Anne and the Album
She could sit here all day, really. On the upholstered, wooden chair without wheels that she’ll push from keyboard to keyboard while she’s creating songs in the studio she has set up in her living room.
It’s a sunken space with hardwood floors and a wood beam ceiling, anchored by a stone fireplace that feels very cozy and Hansel and Gretel-ish. There are six keyboards in all, including the Yamaha S80, the Roland 500PPO, and the Yamaha electrified piano; the one where a yellow copy of “The Unemployed Philosopher’s Guild Music Notebook for the Learner” sits, a piano that looks like a baby grand and kinda sounds like a baby grand until she plugs it in and starts to wail on it.
“It’s a touring piano made in the ‘70s and ‘80s,” Anne says. “Phil Collins used a model like it. Prince had one in his grandma’s house. It’s like two instruments in one.”
But the mixing? Blending all the tracks she’s written, produced, performed on and recorded? “I can’t do that all day. My ears get tired. I have to take a break after a while.”
This is her first full-length album. There have been singles, collaborations and an EP. But never an entire, full length album. While vacationing 930 miles north in Quebec’s Fjord-du-Saguenay, she came up with the title: Quartz.
“It goes along with the pseudonym,” she explains. Anne likes to create under the name Rose Winston. Rose was her grandmother’s favorite flower, and Winston because as a kid, she would transpose George Winston songs. “It’s what my parents listened to.”
She’s recorded the entire album here, in her home studio. All nine tracks and their electronic/alternative/chillwave/synth pop vibe. Recorded some of the lyrics in the hallway to get just the right reverberation. Switched from keyboard to keyboard to come up with the sound she wanted, recording into the audio interface, and saying thanks, but no thanks when friends would text and ask her to hang out. She’s been going at it for about six months, with eight tracks left to mix and a few weeks to go before Quartz is done.

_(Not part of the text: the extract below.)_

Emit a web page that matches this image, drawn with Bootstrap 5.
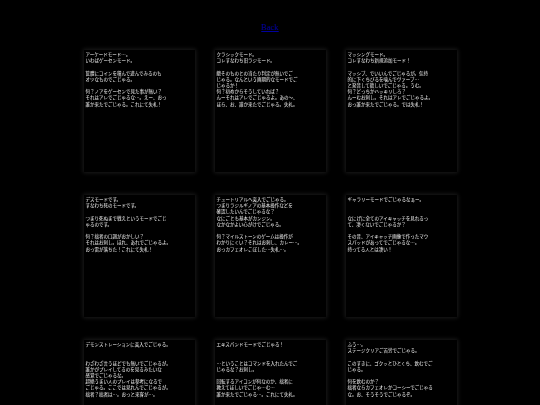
<!DOCTYPE html>
<html lang="ja">
<head>
<meta charset="utf-8">
<title>Mode</title>
<link href="https://cdn.jsdelivr.net/npm/bootstrap@5.3.0/dist/css/bootstrap.min.css" rel="stylesheet">
<style>
html,body{background:#000;height:405px;overflow:hidden}
.stage{width:372px;padding-top:23px}
.backlink{color:#0000a0;font:8.5px/9px "Liberation Serif",serif;height:27px;opacity:.99}
.backlink a{color:inherit}
.modes{display:grid;grid-template-columns:repeat(3,111px);grid-auto-rows:122px;column-gap:20px;row-gap:23px}
.modebox{background:#000;box-shadow:0 0 4px 1px #1b1b1b;padding:1px 1.5px;color:#f4f4f4;font:4.5px/6.2px "Noto Sans CJK JP",sans-serif;white-space:nowrap;overflow:hidden;will-change:transform}
</style>
</head>
<body>
<div class="stage mx-auto">
<div class="backlink text-center"><a href="#">Back</a></div>
<div class="modes">
<div class="modebox">アーケードモード…。<br>いわばゲーセンモード。<br><br>筐體にコインを積んで遊んでみるのも<br>オツなものでごじゃる。<br><br>何？ノアをゲーセンで見た事が無い？<br>それはアレでごじゃるな…。えー、おっ<br>誰か来たでごじゃる。これにて失礼！</div>
<div class="modebox">クラシックモード。<br>コレすなわち旧ラジモード。<br><br>敵そのものとの当たり判定が無いでご<br>じゃる。なんという画期的なモードでご<br>じゃるか！<br>何？初めからそうしていれば？<br>んーそれはアレでごじゃるよ。あの〜、<br>ほら、お、誰か来たでごじゃる。失礼。</div>
<div class="modebox">マッシングモード。<br>コレすなわち新規追加モード！<br><br>マッシブ、でいいんでごじゃるが。気持<br>的に下くちびるを噛んでヴァーブ…<br>と発音して欲しいでごじゃる。うむ。<br>何？どっちかハッキリしろ？<br>んーむお刺し。それはアレでごじゃるよ。<br>おっ誰か来たでごじゃる。では失礼！</div>
<div class="modebox">デスモードです。<br>すなわち死のモードです。<br><br>つまり死ぬまで戦えというモードでごじ<br>ゃるのです。<br><br>何？拙者の口調がおかしい？<br>それはお刺し。ほれ、あれでごじゃるよ。<br>おっ雷が落ちた！これにて失礼！</div>
<div class="modebox">チュートリアルへ突入でごじゃる。<br>つまりラジルギノアの基本操作などを<br>確認したいんでごじゃるな？<br>なにごとも基本がカンジン。<br>なかなかよい心がけでごじゃる。<br><br>何？マイルストーンのゲームは操作が<br>わかりにくい？それはお刺し、カレー…。<br>おっカフェオレこぼした…失礼…。</div>
<div class="modebox">ギャラリーモードでごじゃるなぁー。<br><br><br>なにげに全てのアイキャッチを見れるっ<br>て、凄くないでごじゃるか？<br><br>その昔、アイキャッチ画像で作ったマウ<br>スパッドがあってでごじゃるな…。<br>持ってる人とは凄い！</div>
<div class="modebox">デモンストレーションに突入でごじゃる。<br><br><br>わざわざ言うほどでも無いでごじゃるが。<br>誰かがプレイしてるのを見るみたいな<br>感覚でごじゃるな。<br>超絶うまい人のプレイは参考になるで<br>ごじゃる。ここでは見れんでごじゃるが。<br>拙者？拙者は…。おっと来客が…。</div>
<div class="modebox">エキスパンドモードでごじゃる！<br><br><br>…ということはコマンドを入れたんでご<br>じゃるな？お刺し。<br><br>回転するアイコンが何なのか、拙者に<br>教えてほしいでごじゃ…む…<br>誰か来たでごじゃる…。これにて失礼。</div>
<div class="modebox">ふう…。<br>ステージクリアご苦労でごじゃる。<br><br>このすきに、ゴクッとひとくち、飲むでご<br>じゃる。<br><br>何を飲むのか？<br>拙者ならカフェオレかコーシーでごじゃる<br>な。お、そうそうでごじゃるぞ。</div>
</div>
</div>
<script src="https://cdn.jsdelivr.net/npm/bootstrap@5.3.0/dist/js/bootstrap.bundle.min.js"></script>
</body>
</html>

When it is, she’ll post it on her website, rosewinston.com, and streaming platforms like iTunes and Amazon and Spotify—“Spotify pays like, point zero, zero, zero one percent per play,”—or, Bandcamp, a website where musicians sell songs to fans for anywhere from name-your-price to eight to twelve bucks an album.
When Anne was four, she started taking piano lessons. Pretty soon, she was playing the teacher parts that were always in the back of the book for songs you’d sing along to like “Zippity Doo Dah.” Right now, she’s into ‘80s music and Bossa Nova. And she doesn’t have to be living in a straw hut in the middle of nowhere to be inspired. “It’s still me, wherever I am,” she says, and no, she’s not Taylor Swift: you can date her and your behavior—good, bad, or otherwise—won’t end up as a lyric in her next song. “The experiences might be in the music, but generally it’s more abstract. Music is a powerful bridge that connects me to myself and other people.”
And she won’t sit there at her computer, obsessively refreshing the screen to see how many albums she’s sold or how many people have downloaded her songs once Quartz is posted online, because most likely, she’ll just forget about it.
“Once that is done, there’s more to do,” she says. “The next album, performing live, doing other things… like, actually seeing my friends.”